3.3b:   Here's a slick expression:

		a ^= b ^= a ^= b

	It swaps a and b without using a temporary.

A:      Not portably, it doesn't.  It attempts to modify the variable a
	twice between sequence points, so its behavior is undefined.

	For example, it has been reported that when given the code

		int a = 123, b = 7654;
		a ^= b ^= a ^= b;

	the SCO Optimizing C compiler (icc) sets b to 123 and a to 0.

	See also questions 3.1, 3.8, 10.3, and 20.15c.

3.4:    Can I use explicit parentheses to force the order of evaluation
	I want?  Even if I don't, doesn't precedence dictate it?

A:      Not in general.

	Operator precedence and explicit parentheses impose only a
	partial ordering on the evaluation of an expression.  In the
	expression

		f() + g() * h()

	although we know that the multiplication will happen before the
	addition, there is no telling which of the three functions will
	be called first.

	When you need to ensure the order of subexpression evaluation,
	you may need to use explicit temporary variables and separate
	statements.

	References: K&R1 Sec. 2.12 p. 49, Sec. A.7 p. 185; K&R2
	Sec. 2.12 pp. 52-3, Sec. A.7 p. 200.

3.5:    But what about the && and || operators?
	I see code like "while((c = getchar()) != EOF && c != '\n')" ...

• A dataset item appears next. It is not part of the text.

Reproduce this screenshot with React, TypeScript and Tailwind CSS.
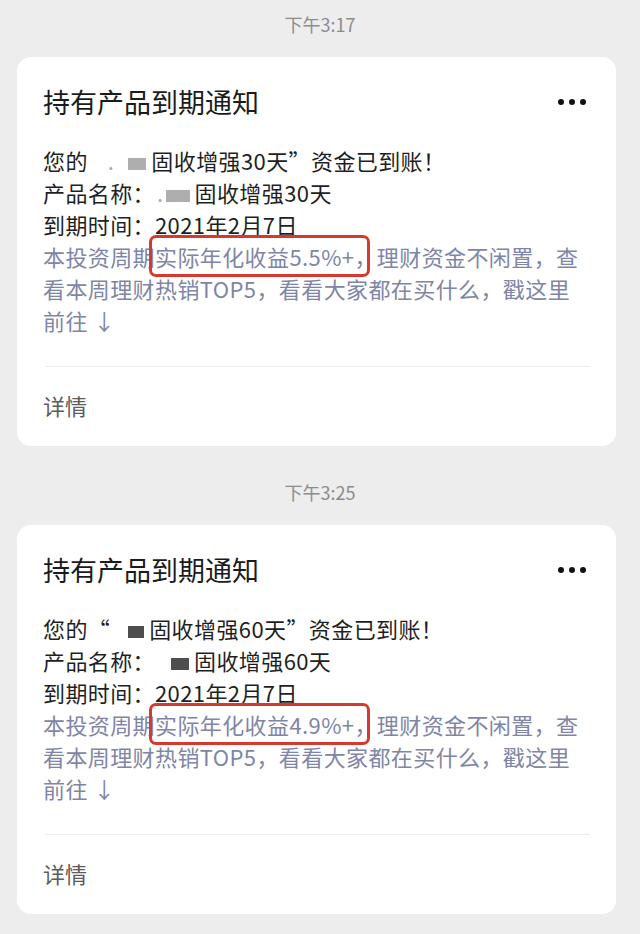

A:      There is a special "short-circuiting" exception for those
	operators.  The right-hand side is not evaluated if the left-
	hand side determines the outcome (i.e. is true for || or false
	for &&).  Therefore, left-to-right evaluation is guaranteed, as
	it also is for the comma operator.  Furthermore, all of these
	operators (along with ?:) introduce an extra internal sequence
	point (see question 3.8).

	References: K&R1 Sec. 2.6 p. 38, Secs. A7.11-12 pp. 190-1; K&R2
	Sec. 2.6 p. 41, Secs. A7.14-15 pp. 207-8; ISO Sec. 6.3.13,
	Sec. 6.3.14, Sec. 6.3.15; H&S Sec. 7.7 pp. 217-8, Sec. 7.8 pp.
	218-20, Sec. 7.12.1 p. 229; CT&P Sec. 3.7 pp. 46-7.

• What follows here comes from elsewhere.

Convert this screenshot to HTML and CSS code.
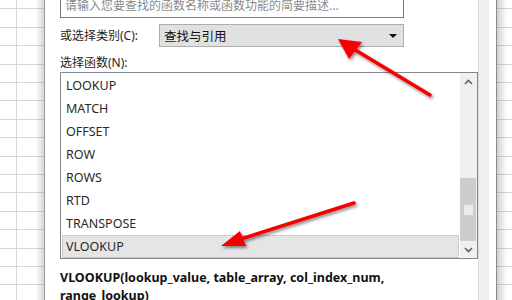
FILE: index.html
```html
<!DOCTYPE html>
<html lang="zh-CN">
<head>
  <meta charset="UTF-8" />
  <title>插入函数</title>
  <link rel="stylesheet" href="styles.css">
</head>
<body>
  <div class="screen">
    <div class="sheet sheet-left"></div>

    <div class="dialog">
      <div class="content">
        <div class="search">请输入您要查找的函数名称或函数功能的简要描述...</div>

        <div class="cat-row">
          <label>或选择类别(C):</label>
          <div class="select">
            <span>查找与引用</span>
            <span class="caret"></span>
          </div>
        </div>

        <div class="list-label">选择函数(N):</div>

        <div class="listbox">
          <ul class="items">
            <li>LOOKUP</li>
            <li>MATCH</li>
            <li>OFFSET</li>
            <li>ROW</li>
            <li>ROWS</li>
            <li>RTD</li>
            <li>TRANSPOSE</li>
            <li class="selected">VLOOKUP</li>
          </ul>
          <div class="scrollbar">
            <div class="sb-btn">
              <svg width="9" height="6" viewBox="0 0 9 6"><path d="M1 5 L4.5 1.5 L8 5" fill="none" stroke="#606060" stroke-width="1.6"/></svg>
            </div>
            <div class="sb-track">
              <div class="sb-thumb"><span class="grip"></span></div>
            </div>
            <div class="sb-btn">
              <svg width="9" height="6" viewBox="0 0 9 6"><path d="M1 1 L4.5 4.5 L8 1" fill="none" stroke="#606060" stroke-width="1.6"/></svg>
            </div>
          </div>
        </div>

        <p class="syntax">VLOOKUP(lookup_value, table_array, col_index_num,<br>range_lookup)</p>
      </div>
      <div class="frame"></div>
    </div>

    <div class="sheet sheet-right"></div>

    <svg class="arrows" width="512" height="300" viewBox="0 0 512 300">
      <defs>
        <filter id="shade" x="-20%" y="-20%" width="140%" height="140%">
          <feDropShadow dx="1.5" dy="2" stdDeviation="1.6" flood-color="#000" flood-opacity="0.45"/>
        </filter>
      </defs>
      <g filter="url(#shade)" fill="#f40000" stroke="#f40000">
        <line x1="430" y1="95" x2="352" y2="48" stroke-width="3.5" stroke-linecap="round"/>
        <polygon points="338,39 362,42 349,59" stroke="none"/>
        <line x1="354" y1="203" x2="238" y2="240" stroke-width="3.5" stroke-linecap="round"/>
        <polygon points="221,246 240,231 246,246" stroke="none"/>
      </g>
    </svg>
  </div>
</body>
</html>
```

FILE: styles.css
```css
* { box-sizing: border-box; }
body {
  margin: 0;
  background: #fff;
  font-family: "Noto Sans", "Noto Sans CJK SC", sans-serif;
  color: #1e1e1e;
}
.screen {
  position: relative;
  display: flex;
  width: 512px;
  height: 300px;
  overflow: hidden;
}
.sheet {
  height: 300px;
  background-color: #fff;
}
.sheet-left {
  width: 44px;
  background-image:
    linear-gradient(to right, rgba(0,0,0,0) 36px, rgba(0,0,0,0.16) 44px),
    linear-gradient(to right, transparent 16px, #d6d6d6 16px, #d6d6d6 17px, transparent 17px),
    repeating-linear-gradient(to bottom, transparent 0, transparent 8.4px, #d6d6d6 8.4px, #d6d6d6 9.4px, transparent 9.4px, transparent 18.4px);
}
.sheet-right {
  width: 16px;
  border-left: 1px solid #8a8a8a;
  background-image:
    linear-gradient(to right, rgba(0,0,0,0.18) 0, rgba(0,0,0,0) 10px),
    repeating-linear-gradient(to bottom, transparent 0, transparent 8.4px, #d6d6d6 8.4px, #d6d6d6 9.4px, transparent 9.4px, transparent 18.4px);
}
.dialog {
  width: 452px;
  display: flex;
  border-left: 1px solid #9a9a9a;
  background: #fff;
}
.content {
  width: 433px;
  padding-left: 15px;
  font-size: 12px;
}
.frame {
  width: 11px;
  border-left: 1px solid #dcdcdc;
  background: #f0f0f0;
}
.search {
  width: 344px;
  height: 24px;
  margin-top: -6px;
  padding: 3px 0 0 4px;
  border: 1px solid #7a7a7a;
  color: #8a8a8a;
  line-height: 16px;
  white-space: nowrap;
}
.cat-row {
  display: flex;
  align-items: center;
  margin-top: 6px;
  height: 23px;
}
.cat-row label {
  width: 99px;
  line-height: 16px;
}
.select {
  width: 245px;
  height: 23px;
  display: flex;
  align-items: center;
  justify-content: space-between;
  padding: 0 6px 0 4px;
  background: #e1e1e1;
  border: 1px solid #adadad;
  font-size: 12.5px;
  color: #111;
}
.caret {
  width: 0;
  height: 0;
  border-left: 4px solid transparent;
  border-right: 4px solid transparent;
  border-top: 4px solid #111;
}
.list-label {
  margin-top: 8px;
  line-height: 16px;
}
.listbox {
  display: flex;
  width: 418px;
  height: 187px;
  margin-top: 1px;
  border: 1px solid #828790;
}
.items {
  flex: 1;
  list-style: none;
  margin: 0;
  padding: 1px 1px 0;
  font-size: 12.5px;
}
.items li {
  height: 23px;
  line-height: 21px;
  padding-left: 3px;
  color: #2a2a2a;
  border: 1px solid transparent;
}
.items li.selected {
  background: #e5e5e5;
  border: 1px dotted #b4b4b4;
}
.scrollbar {
  width: 17px;
  display: flex;
  flex-direction: column;
  background: #f0f0f0;
}
.sb-btn {
  height: 17px;
  display: flex;
  align-items: center;
  justify-content: center;
}
.sb-track {
  flex: 1;
  display: flex;
  flex-direction: column;
  justify-content: flex-end;
  padding: 0 1px 0 0;
}
.sb-thumb {
  height: 63px;
  background: #cdcdcd;
  display: flex;
  align-items: center;
  justify-content: center;
}
.grip {
  width: 9px;
  height: 10px;
  background: #ebebeb;
}
.syntax {
  margin: 10px 0 0;
  font-size: 12.5px;
  font-weight: 700;
  line-height: 18px;
  color: #111;
  white-space: nowrap;
}
.arrows {
  position: absolute;
  left: 0;
  top: 0;
  pointer-events: none;
}
```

3.8:    How can I understand these complex expressions?  What's a
	"sequence point"?

A:      A sequence point is a point in time (at the end of the
	evaluation of a full expression, or at the ||, &&, ?:, or comma
	operators, or just before a function call) at which the dust
	has settled and all side effects are guaranteed to be complete.
	The ANSI/ISO C Standard states that

		Between the previous and next sequence point an
		object shall have its stored value modified at
		most once by the evaluation of an expression.
		Furthermore, the prior value shall be accessed
		only to determine the value to be stored.

	The second sentence can be difficult to understand.  It says
	that if an object is written to within a full expression, any
	and all accesses to it within the same expression must be for
	the purposes of computing the value to be written.  This rule
	effectively constrains legal expressions to those in which the
	accesses demonstrably precede the modification.

	See also question 3.9 below.

	References: ISO Sec. 5.1.2.3, Sec. 6.3, Sec. 6.6, Annex C;
	Rationale Sec. 2.1.2.3; H&S Sec. 7.12.1 pp. 228-9.

3.9:    So given

		a[i] = i++;

	we don't know which cell of a[] gets written to, but i does get
	incremented by one, right?

A:      *No*.  Once an expression or program becomes undefined, *all*
	aspects of it become undefined.  See questions 3.2, 3.3, 11.33,
	and 11.35.

3.12:   If I'm not using the value of the expression, should I use i++
	or ++i to increment a variable?

A:      Since the two forms differ only in the value yielded, they are
	entirely equivalent when only their side effect is needed.
	(However, the prefix form is preferred in C++.)  See also
	question 3.3.

	References: K&R1 Sec. 2.8 p. 43; K&R2 Sec. 2.8 p. 47; ISO
	Sec. 6.3.2.4, Sec. 6.3.3.1; H&S Sec. 7.4.4 pp. 192-3, Sec. 7.5.8
	pp. 199-200.

3.14:   Why doesn't the code

		int a = 1000, b = 1000;
		long int c = a * b;

	work?

A:      Under C's integral promotion rules, the multiplication is
	carried out using int arithmetic, and the result may overflow or
	be truncated before being promoted and assigned to the long int
	left-hand side.  Use an explicit cast to force long arithmetic:

		long int c = (long int)a * b;

	Note that (long int)(a * b) would *not* have the desired effect.

	A similar problem can arise when two integers are divided, with
	the result assigned to a floating-point variable; the solution
	is similar, too.

	References: K&R1 Sec. 2.7 p. 41; K&R2 Sec. 2.7 p. 44; ISO
	Sec. 6.2.1.5; H&S Sec. 6.3.4 p. 176; CT&P Sec. 3.9 pp. 49-50.

3.16:   I have a complicated expression which I have to assign to one of
	two variables, depending on a condition.  Can I use code like
	this?

		((condition) ? a : b) = complicated_expression;

A:      No.  The ?: operator, like most operators, yields a value, and
	you can't assign to a value.  (In other words, ?: does not yield
	an "lvalue".)  If you really want to, you can try something like

		*((condition) ? &a : &b) = complicated_expression;

	although this is admittedly not as pretty.

	References: ISO Sec. 6.3.15; H&S Sec. 7.1 pp. 179-180.